The business plan was part of a company filing with the U.S. Securities and Exchange Commission regarding its Chapter 11, launched in the Southern District of Texas on Friday. It noted that the company's store count could tentatively fall to 604 by next year from the 846 that were operating in 2019. E-commerce revenues, meanwhile, are expected to nearly double as a share of net sales, from 14% to 26%.
Net sales nationwide are expected to bottom out at about $3.8 billion in 2020 after plunging from $9.2 billion last year, with gross profits dropping from about $3.3 billion in 2019 to $1.14 billion this year. A return to a pre-bankruptcy track is expected in the second quarter of 2021, stabilizing by the holidays that year, the plan said.
While acknowledging that it is also exploring sale options, the chain said it aims to focus on the "strongest stores with positive trending historical" comparable sales, as well as low competitive pressure and high income "demographic representation." The remaining 604 stores accounted for 82% of net sales in 2019, the company said.
"The go-forward business will be a smaller but stronger, more effective and more profitable enterprise," the company's business plan said. "Although the network will be streamlined, we will still maintain nationwide coverage, allowing us to continue inspiring JCPenney shoppers across the country."
J.C. Penney described the plan and its details as "cleansing materials" that were a part of prepetition nondisclosure agreements with "consenting stakeholders and certain other creditors."
It added that the information was required to be made public upon undisclosed triggering events, "solely to facilitate a discussion with the parties to the NDAs and was not prepared with a view toward public disclosure and should not be relied upon to make an investment decision with respect to J.C. Penney."
The 118-year-old business sought protection from creditors after the COVID-19 pandemic led to a shuttering of stores that left 78,000 company employees furloughed, and after it reported that it was unable to fully service its $8 billion debt.
According to court filings before an initial court appearance on Saturday, the chain intends to market itself for a potential sale, while also pursuing a restructuring option under a plan that would form a real estate investment trust to hold real property. Surviving retail operations would go forward as a restructured operating company.
Along the way, the business will exit 116 metropolitan statistical areas that accounted for only 7% of 2019 revenues. Afterward, stores in the Midwest will account for 30% of J.C. Penney's network, the South 21% and the Southeast 17%.
The company opened its case with about $500 million in cash on hand and commitments for $900 million in debtor-in-possession financing from its first lien lenders, with half of the total made up of new cash rather than rolled-over prepetition debt.
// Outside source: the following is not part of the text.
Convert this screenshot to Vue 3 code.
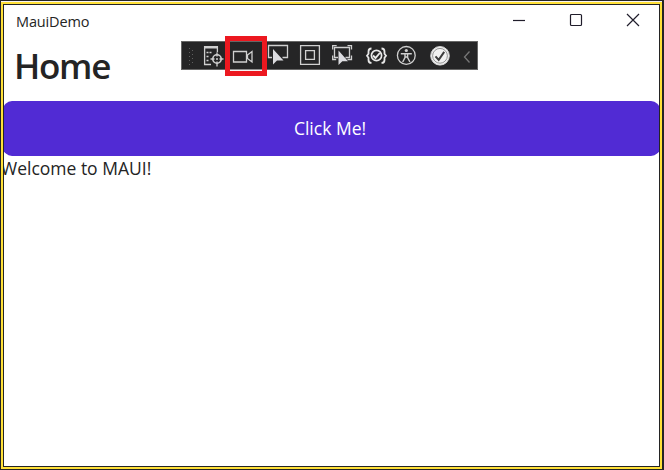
<script setup>
</script>

<template>
  <div class="frame">
    <div class="edge">
      <main class="window">
        <header class="titlebar">
          <span class="app-name">MauiDemo</span>
          <svg class="controls" width="130" height="16" viewBox="0 0 130 16" fill="none" stroke="#201d2b" stroke-width="1.2">
            <path d="M1 8.5h12" />
            <rect x="58.5" y="2.5" width="11" height="11" rx="1" />
            <path d="M115 2l12 12M127 2L115 14" />
          </svg>
        </header>
        <h1>Home</h1>
        <button class="click"><span>Click Me!</span></button>
        <p>Welcome to MAUI!</p>

        <div class="toolbar">
          <svg width="295" height="27" viewBox="182 42 295 27" fill="none" stroke="#d0d0d0" stroke-width="1.3">
            <g fill="#606060" stroke="none">
              <path d="M189 48h1v1h-1zM189 52h1v1h-1zM189 56h1v1h-1zM189 60h1v1h-1zM189 64h1v1h-1zM192 50h1v1h-1zM192 54h1v1h-1zM192 58h1v1h-1zM192 62h1v1h-1z" />
            </g>
            <path d="M211 64.5h-6.4V46.6h12.8v5.6" />
            <path d="M204.6 47.3h12.8" stroke-width="2.4" />
            <path d="M206.5 52.5h6M206.5 56.5h3M206.5 60.5h3" stroke-dasharray="2 1" />
            <circle cx="217" cy="59" r="4.2" stroke-width="1.6" />
            <circle cx="217" cy="59" r="1" fill="#d0d0d0" stroke="none" />
            <path d="M217 52.5v4M217 61.5v5M210.5 59h4M219.5 59h4" />
            <path d="M233.5 51.5h13v10.5h-13zM247.5 55l4.5-3.5v10.5l-4.5-3.5z" />
            <path d="M230 70.5h32" stroke="#f5f5f5" stroke-width="1.6" />
            <path d="M272 57.5h-3.5v-12h19v12h-5" />
            <path d="M273 49v15.5l4-4h6.5z" fill="#dcdce0" stroke="none" />
            <path d="M300.6 45.6h18.8v18.8h-18.8zM305.6 50.6h8.8v8.8h-8.8z" />
            <path d="M338 57.5h-3.5v-10h15v10h-4" />
            <path d="M332.7 49.5v-3.8h4M347.5 45.7h4v3.8M332.7 55.5v4h3.5M347.5 59.5h4v-4" />
            <path d="M338.5 50.5v14.5l3.8-3.8h5.7z" fill="#dcdce0" stroke="none" />
            <g stroke="#e8e8e8">
              <path d="M371.5 48.5q-3 0-3 3v2.2l-1.5 2 1.5 2v2.2q0 3 3 3M381.5 48.5q3 0 3 3v2.2l1.5 2-1.5 2v2.2q0 3-3 3" stroke-width="1.8" />
              <circle cx="376.5" cy="55.5" r="5.1" stroke-width="1.7" />
              <path d="M373 55.5l2.5 2.5 4.3-5" stroke-width="1.9" />
            </g>
            <circle cx="406.3" cy="55.4" r="8.9" />
            <circle cx="406.3" cy="50.5" r="1.6" fill="#d0d0d0" stroke="none" />
            <path d="M400.8 53.8h11M405 54v3.5l-2.3 4.5M407.6 54v3.5l2.3 4.5M405 57h2.6" stroke-width="1.4" />
            <circle cx="440" cy="55.8" r="9.3" fill="#f1f1f1" stroke="#d2d2d2" stroke-width="1" />
            <circle cx="440" cy="55.8" r="7.4" stroke="#888" stroke-width=".9" />
            <path d="M435.5 56.3l3.2 3.6 5.5-8" stroke="#3c3c3c" stroke-width="2" />
            <path d="M469.5 51.5l-5 5.5 5 5.5" stroke="#777" />
          </svg>
          <div class="highlight"></div>
        </div>
      </main>
    </div>
  </div>
</template>

<style>
body {
  margin: 0;
}
</style>

<style scoped>
.frame {
  box-sizing: border-box;
  width: 664px;
  height: 470px;
  padding: 2px 2px 1px 1px;
  background: #242424;
  font-family: "Open Sans", "Noto Sans", sans-serif;
  color: #242424;
}
.edge {
  box-sizing: border-box;
  height: 467px;
  border: 2px solid #ffe038;
  box-shadow: 0 -1px 0 #f4f2f6;
  padding: 1px;
  background: #242424;
}
.window {
  position: relative;
  height: 461px;
  overflow: hidden;
  background: #fff;
}
.titlebar {
  display: flex;
  justify-content: space-between;
  height: 32px;
}
.app-name {
  padding: 7px 0 0 12px;
  font-size: 14.5px;
  line-height: 20px;
  letter-spacing: -0.15px;
}
.controls {
  margin: 7px 17px 0 0;
}
h1 {
  height: 64px;
  margin: 0;
  padding-left: 10px;
  font-size: 35px;
  font-weight: 600;
  line-height: 58px;
  letter-spacing: -1.3px;
}
.click {
  display: block;
  width: 657px;
  height: 55px;
  margin: 0 -1px;
  padding: 0 3px 2px 0;
  border: 0;
  border-radius: 9px;
  background: #512bd4;
  color: #fff;
  font: 17.5px "Open Sans", sans-serif;
}
p {
  margin: 0 0 0 -3px;
  font-size: 17.5px;
  line-height: 25px;
}
.toolbar {
  position: absolute;
  left: 177px;
  top: 36px;
  width: 295px;
  height: 27px;
  border: 1px solid #666;
  background: #252526;
}
.toolbar svg {
  display: block;
  overflow: visible;
}
.highlight {
  position: absolute;
  box-sizing: border-box;
  left: 43px;
  top: -6px;
  width: 42px;
  height: 40px;
  border: 5px solid #ec1820;
}
</style>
Store closings details will be released in coming weeks, the company said in an announcement of the Chapter 11 move on Friday.
The SEC filing indicated that leased properties could account for the largest share of closings, with the number in that category dropping by 33%, while company-owned properties would decrease by only about 18%.
J.C. Penney is represented by Joshua A. Sussberg, Christopher J. Marcus, Aparna Yenamandra, Rebecca Blake Chaikin, Allyson Smith Weinhouse and Jake William Gordon of Kirkland & Ellis LLP and Matthew D. Cavenaugh, Jennifer F. Wertz, Kristhy M. Peguero and Veronica A. Polnick of Jackson Walker LLP.
The case is In re: JC Penney Company Inc., case number 20-20182, in the U.S. Bankruptcy Court for the Southern District of Texas.